Though, in honesty, my attention was to the characters – my attention went to the domestic troubles that defined their arcs. My attention went to finding conflicts in the historical record, and words to support the feelings necessary to make verisimilitude. The words of popular thought-leaders, and regular people, and the boilerplate meeting-minutes language of the James Weldon Johnson Community Center, have all found their way into these pieces.
And, ultimately, characters still did things I had not anticipated.
In Hurston’s “Sweat,” the relation between its themes and the present day struggles of women at work and at home as objects of desire leapt out at me after I heard one word during class: MeToo. That word set the character’s actions under new light, though they were not different for it – this was still a story about domestic, physical, and emotional abuse. The light was just cast from another angle.
I set out to use Hurston’s “Sweat” as a structural template for a story about a woman suffering under too many indignities despite obvious and adequate protestation. Miscommunication is a killer of many relationships – working and personal. So I made the protagonist a good communicator (I hope). And I wanted the antagonist, Clark, our Sykes, to be punished for not listening, for not honoring boundaries. That was the thread I followed along Hurston’s beaten path in writing “Elbow Grease.”
Today is the one-year anniversary of living in my current apartment. “Public Grousing: A Revolt in Four Scenes” was inspired by Hurston’s “Color Struck” and my experiences of participating at my own tenant meetings while I lived for two years in Flatbush, Brooklyn.
What I saw while living in my building I interpreted as racially-motivated negligence. Or such a processual approach to the transaction of check or money order for small living quarters that humanity, let alone race, could not have been part of the equation. And if it was in the math, I knew that I stood as the sole beneficiary.
Helping a coworker figure out how to file a complaint recently, after hearing her describe her own living situation in the Lower East Side, I saw instant parallels: the invention of despair in people by landlords through simple means – many negligences in maintenance, the enabling of gentrifying forces, and the inherent favoring of style over substance in the creation of livable human spaces.
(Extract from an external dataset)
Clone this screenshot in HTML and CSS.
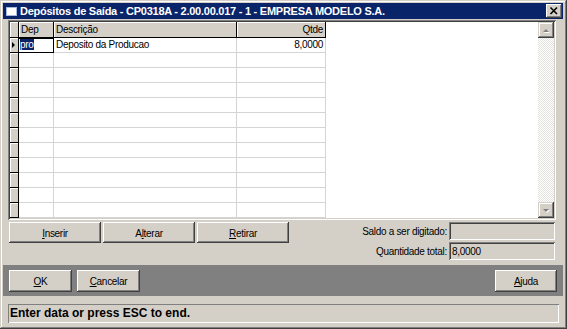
FILE: index.html
```html
<!DOCTYPE html>
<html lang="pt">
<head>
<meta charset="utf-8">
<title>Depósitos de Saída</title>
<link rel="stylesheet" href="styles.css">
</head>
<body>
<div class="window">
  <div class="titlebar">
    <span class="ticon"></span>
    <span class="title">Depósitos de Saída - CP0318A - 2.00.00.017 - 1 - EMPRESA MODELO S.A.</span>
    <span class="close">
      <svg width="16" height="14" viewBox="0 0 16 14"><path d="M4.5 3.5 L11 10 M11 3.5 L4.5 10" stroke="#000" stroke-width="1.6" fill="none"/></svg>
    </span>
  </div>
  <div class="content">
    <div class="gridframe">
      <div class="grid">
        <div class="row hdr">
          <div class="ind"></div>
          <div class="h">Dep</div>
          <div class="h">Descrição</div>
          <div class="h right">Qtde</div>
        </div>
        <div class="row">
          <div class="ind cur"><svg width="8" height="14" viewBox="0 0 8 14"><path d="M2 4 L5 7 L2 10 Z" fill="#000"/></svg></div>
          <div class="c edit"><span class="sel">pro</span></div>
          <div class="c">Deposito da Producao</div>
          <div class="c right">8,0000</div>
        </div>
        <div class="row"><div class="ind"></div><div class="c"></div><div class="c"></div><div class="c"></div></div>
        <div class="row"><div class="ind"></div><div class="c"></div><div class="c"></div><div class="c"></div></div>
        <div class="row"><div class="ind"></div><div class="c"></div><div class="c"></div><div class="c"></div></div>
        <div class="row"><div class="ind"></div><div class="c"></div><div class="c"></div><div class="c"></div></div>
        <div class="row"><div class="ind"></div><div class="c"></div><div class="c"></div><div class="c"></div></div>
        <div class="row"><div class="ind"></div><div class="c"></div><div class="c"></div><div class="c"></div></div>
        <div class="row"><div class="ind"></div><div class="c"></div><div class="c"></div><div class="c"></div></div>
        <div class="row"><div class="ind"></div><div class="c"></div><div class="c"></div><div class="c"></div></div>
        <div class="row"><div class="ind"></div><div class="c"></div><div class="c"></div><div class="c"></div></div>
        <div class="row"><div class="ind"></div><div class="c"></div><div class="c"></div><div class="c"></div></div>
        <div class="row"><div class="ind"></div><div class="c"></div><div class="c"></div><div class="c"></div></div>
      </div>
      <div class="scrollbar">
        <div class="sbtn"><svg width="16" height="16" viewBox="0 0 16 16"><path d="M5 10 L8 7 L11 10 Z" fill="#fff" transform="translate(1 1)"/><path d="M5 10 L8 7 L11 10 Z" fill="#808080"/></svg></div>
        <div class="track"></div>
        <div class="sbtn"><svg width="16" height="16" viewBox="0 0 16 16"><path d="M5 7 L8 10 L11 7 Z" fill="#fff" transform="translate(1 1)"/><path d="M5 7 L8 10 L11 7 Z" fill="#808080"/></svg></div>
      </div>
    </div>
    <div class="actions">
      <div class="btnrow">
        <div class="btn wide"><u>I</u>nserir</div>
        <div class="btn wide">A<u>l</u>terar</div>
        <div class="btn wide"><u>R</u>etirar</div>
      </div>
      <div class="fields">
        <div class="frow"><span class="lbl">Saldo a ser digitado:</span><span class="field"></span></div>
        <div class="frow"><span class="lbl">Quantidade total:</span><span class="field">8,0000</span></div>
      </div>
    </div>
  </div>
  <div class="band">
    <div class="btn small"><u>O</u>K</div>
    <div class="btn small"><u>C</u>ancelar</div>
    <div class="btn small push"><u>A</u>juda</div>
  </div>
  <div class="status">Enter data or press ESC to end.</div>
</div>
</body>
</html>
```

FILE: styles.css
```css
html, body {
  margin: 0;
  padding: 0;
  background: #d4d0c8;
}
body {
  font-family: "Liberation Sans", Arial, sans-serif;
  font-size: 10px;
  letter-spacing: -0.3px;
  color: #000;
}
.window {
  width: 567px;
  height: 329px;
  box-sizing: border-box;
  padding: 3px 4px 4px 3px;
  display: flex;
  flex-direction: column;
  background: #d4d0c8;
  box-shadow: inset -1px -1px #404040, inset 1px 1px #d4d0c8, inset -2px -2px #808080, inset 2px 2px #fff;
}
.titlebar {
  height: 16px;
  flex: none;
  background: #0a246a;
  display: flex;
  align-items: center;
  color: #fff;
}
.ticon {
  width: 11px;
  height: 9px;
  margin-left: 3px;
  background: #fff;
  box-sizing: border-box;
  border: 1px solid #a6b8e0;
}
.title {
  margin-left: 3px;
  font-size: 11px;
  font-weight: bold;
  letter-spacing: -0.25px;
  white-space: nowrap;
}
.close {
  margin-left: auto;
  margin-right: 1px;
  width: 16px;
  height: 14px;
  background: #d4d0c8;
  box-shadow: inset -1px -1px #404040, inset 1px 1px #fff, inset -2px -2px #808080;
  display: flex;
}
.content {
  padding: 1px 7px 0 5px;
  flex: none;
}
.gridframe {
  width: 548px;
  height: 200px;
  box-sizing: border-box;
  padding: 2px;
  display: flex;
  background: #fff;
  box-shadow: inset 1px 1px #808080, inset -1px -1px #fff, inset 2px 2px #404040, inset -2px -2px #d4d0c8;
}
.grid {
  flex: 1;
  background: #fff;
}
.row {
  display: grid;
  grid-template-columns: 9px 35px 183px 89px;
  height: 15px;
}
.row.hdr {
  height: 16px;
}
.row > div {
  box-sizing: border-box;
  white-space: nowrap;
  overflow: hidden;
}
.ind {
  background: #d4d0c8;
  border-right: 1px solid #000;
  border-bottom: 1px solid #000;
  box-shadow: inset 1px 1px #fff;
}
.ind svg {
  display: block;
}
.h {
  background: #d4d0c8;
  border-right: 1px solid #000;
  border-bottom: 1px solid #000;
  box-shadow: inset 1px 1px #fff;
  padding: 0 2px;
  line-height: 15px;
}
.c {
  border-right: 1px solid #d4d4d4;
  border-bottom: 1px solid #d4d4d4;
  padding: 0 2px;
  line-height: 14px;
}
.right {
  text-align: right;
}
.edit {
  border: 1px solid #000;
  border-left: none;
  padding-left: 1px;
  line-height: 12px;
}
.sel {
  background: #0a246a;
  color: #fff;
}
.scrollbar {
  width: 16px;
  display: flex;
  flex-direction: column;
}
.sbtn {
  height: 16px;
  flex: none;
  background: #d4d0c8;
  box-shadow: inset -1px -1px #404040, inset 1px 1px #d4d0c8, inset -2px -2px #808080, inset 2px 2px #fff;
}
.sbtn svg {
  display: block;
}
.track {
  flex: 1;
  background: repeating-conic-gradient(#fff 0 25%, #e4e2de 0 50%) 0 0 / 2px 2px;
}
.actions {
  margin-top: 2px;
  display: flex;
  justify-content: space-between;
}
.btnrow {
  display: flex;
  gap: 2px;
  margin-left: 1px;
}
.btn {
  height: 21px;
  box-sizing: border-box;
  background: #d4d0c8;
  box-shadow: inset -1px -1px #404040, inset 1px 1px #fff, inset -2px -2px #808080;
  display: flex;
  align-items: center;
  justify-content: center;
  padding-top: 1px;
}
.btn.wide {
  width: 92px;
}
.fields {
  display: flex;
  flex-direction: column;
  align-items: flex-end;
  gap: 2px;
}
.frow {
  display: flex;
  align-items: center;
  gap: 2px;
}
.lbl {
  white-space: nowrap;
}
.field {
  width: 106px;
  height: 18px;
  box-sizing: border-box;
  padding: 3px 3px 0;
  margin-right: 1px;
  line-height: 13px;
  box-shadow: inset 1px 1px #808080, inset -1px -1px #fff, inset 2px 2px #404040, inset -2px -2px #d4d0c8;
}
.band {
  margin-top: 5px;
  height: 31px;
  flex: none;
  box-sizing: border-box;
  padding: 5px 6px 0;
  background: #808080;
  display: flex;
  align-items: flex-start;
  gap: 5px;
}
.btn.small {
  width: 63px;
  height: 22px;
  box-shadow: inset -1px -1px #404040, inset 1px 1px #fff, inset -2px -2px #808080, inset 2px 2px #d4d0c8;
}
.btn.push {
  margin-left: auto;
  width: 62px;
}
.status {
  margin: 8px 4px 0 5px;
  height: 19px;
  flex: none;
  box-sizing: border-box;
  padding: 1px 2px 0;
  font-size: 12px;
  font-weight: bold;
  letter-spacing: 0;
  line-height: 17px;
  white-space: nowrap;
  box-shadow: inset 1px 1px #808080, inset -1px -1px #fff;
}
```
I was never able to get far in the tenant meetings. My apartment became so infested with roaches that I was allowed release from my lease. I suppose this piece is a bit of personal fantasy – to finish a thing started. But then I must question my own commitment. I am another who fled, who flew away before the real onset of troubles because I had access to opportunity and ability: I was lucky to find a place so quickly and to have, with my partner, the money to move unplanned.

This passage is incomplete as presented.